___ TASK DATA ___
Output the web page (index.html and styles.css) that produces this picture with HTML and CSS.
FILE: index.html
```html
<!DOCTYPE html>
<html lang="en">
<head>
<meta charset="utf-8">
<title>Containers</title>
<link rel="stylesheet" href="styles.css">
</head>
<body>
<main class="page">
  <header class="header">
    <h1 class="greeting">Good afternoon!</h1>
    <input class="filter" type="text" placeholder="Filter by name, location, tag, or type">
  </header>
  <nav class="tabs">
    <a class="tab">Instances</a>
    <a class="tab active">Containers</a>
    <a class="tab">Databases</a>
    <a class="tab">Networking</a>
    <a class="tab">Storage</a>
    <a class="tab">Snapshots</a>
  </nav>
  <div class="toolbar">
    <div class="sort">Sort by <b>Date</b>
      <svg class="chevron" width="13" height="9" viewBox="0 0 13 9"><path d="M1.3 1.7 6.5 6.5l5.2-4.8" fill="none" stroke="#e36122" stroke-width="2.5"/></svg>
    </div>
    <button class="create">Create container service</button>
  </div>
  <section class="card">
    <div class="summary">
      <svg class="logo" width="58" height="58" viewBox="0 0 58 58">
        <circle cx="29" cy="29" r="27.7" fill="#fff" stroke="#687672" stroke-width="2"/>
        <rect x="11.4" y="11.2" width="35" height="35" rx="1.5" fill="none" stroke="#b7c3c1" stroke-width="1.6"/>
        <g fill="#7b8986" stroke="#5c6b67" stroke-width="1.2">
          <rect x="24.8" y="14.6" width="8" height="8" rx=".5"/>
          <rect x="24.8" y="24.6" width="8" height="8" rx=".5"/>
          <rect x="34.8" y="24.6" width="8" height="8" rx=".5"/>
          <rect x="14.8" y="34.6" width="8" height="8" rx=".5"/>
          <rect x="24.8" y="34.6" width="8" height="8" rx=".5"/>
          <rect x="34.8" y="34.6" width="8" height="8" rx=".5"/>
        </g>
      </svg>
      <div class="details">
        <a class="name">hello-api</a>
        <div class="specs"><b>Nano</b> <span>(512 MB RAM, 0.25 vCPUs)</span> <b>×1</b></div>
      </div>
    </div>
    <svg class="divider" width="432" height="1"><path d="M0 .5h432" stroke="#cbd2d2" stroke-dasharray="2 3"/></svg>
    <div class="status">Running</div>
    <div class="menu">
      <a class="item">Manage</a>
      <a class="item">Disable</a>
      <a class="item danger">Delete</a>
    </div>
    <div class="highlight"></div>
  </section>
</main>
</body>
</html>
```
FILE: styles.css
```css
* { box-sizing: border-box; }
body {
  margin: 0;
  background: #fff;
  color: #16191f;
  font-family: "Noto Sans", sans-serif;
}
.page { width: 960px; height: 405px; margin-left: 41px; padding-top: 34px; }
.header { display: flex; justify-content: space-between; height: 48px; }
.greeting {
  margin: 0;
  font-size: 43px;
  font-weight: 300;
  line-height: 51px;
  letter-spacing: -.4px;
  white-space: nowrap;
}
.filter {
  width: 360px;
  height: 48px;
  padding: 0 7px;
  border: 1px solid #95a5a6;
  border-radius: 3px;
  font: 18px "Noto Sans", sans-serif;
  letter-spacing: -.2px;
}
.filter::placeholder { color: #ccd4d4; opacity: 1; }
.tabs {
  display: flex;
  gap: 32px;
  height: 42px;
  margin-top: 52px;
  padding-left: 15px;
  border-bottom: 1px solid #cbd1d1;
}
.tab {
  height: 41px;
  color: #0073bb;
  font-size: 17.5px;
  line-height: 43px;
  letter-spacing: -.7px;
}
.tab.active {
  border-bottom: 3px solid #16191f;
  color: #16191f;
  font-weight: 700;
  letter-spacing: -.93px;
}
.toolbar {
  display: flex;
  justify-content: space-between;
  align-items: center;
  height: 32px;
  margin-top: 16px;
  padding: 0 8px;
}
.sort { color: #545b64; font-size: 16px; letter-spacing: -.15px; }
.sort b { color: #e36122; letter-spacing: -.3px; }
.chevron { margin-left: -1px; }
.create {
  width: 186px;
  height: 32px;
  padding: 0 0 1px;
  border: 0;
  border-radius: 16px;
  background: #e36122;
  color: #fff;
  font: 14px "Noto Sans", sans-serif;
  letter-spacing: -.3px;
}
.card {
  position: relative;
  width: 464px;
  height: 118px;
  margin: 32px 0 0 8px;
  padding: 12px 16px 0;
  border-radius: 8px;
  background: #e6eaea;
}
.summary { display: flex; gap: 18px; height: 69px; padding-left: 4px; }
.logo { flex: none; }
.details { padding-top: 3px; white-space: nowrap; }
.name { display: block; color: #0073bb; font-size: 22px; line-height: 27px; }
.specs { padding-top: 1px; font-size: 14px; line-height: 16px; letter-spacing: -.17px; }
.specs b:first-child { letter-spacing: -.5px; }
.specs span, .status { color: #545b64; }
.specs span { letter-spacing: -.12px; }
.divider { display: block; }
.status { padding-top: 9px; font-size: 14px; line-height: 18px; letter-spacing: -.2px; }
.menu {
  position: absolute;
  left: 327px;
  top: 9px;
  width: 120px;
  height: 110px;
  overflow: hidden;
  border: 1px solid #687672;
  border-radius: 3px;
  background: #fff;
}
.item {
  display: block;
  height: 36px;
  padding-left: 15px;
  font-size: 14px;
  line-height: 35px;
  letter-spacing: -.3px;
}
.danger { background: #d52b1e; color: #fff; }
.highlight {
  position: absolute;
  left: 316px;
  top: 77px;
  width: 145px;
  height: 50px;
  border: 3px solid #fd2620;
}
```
___
___ TASK DATA ___
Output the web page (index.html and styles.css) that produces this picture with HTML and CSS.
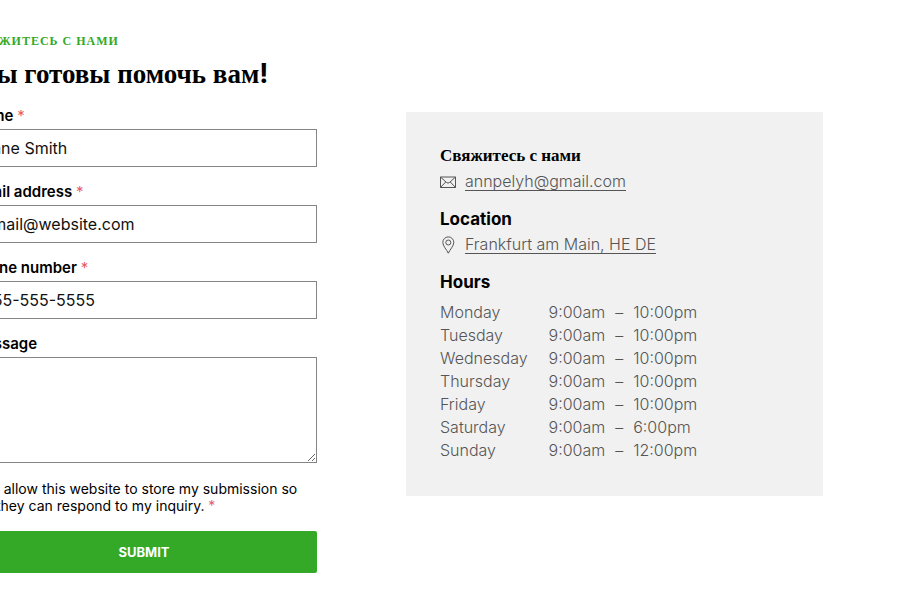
___
**WHAT YOU SHOULD DO**.
From the entries above, copy every line that holds the word "page".

**ANSWER TO THE TASK**.
Output the web page (index.html and styles.css) that produces this picture with HTML and CSS.
<main class="page">
.page { width: 960px; height: 405px; margin-left: 41px; padding-top: 34px; }
Output the web page (index.html and styles.css) that produces this picture with HTML and CSS.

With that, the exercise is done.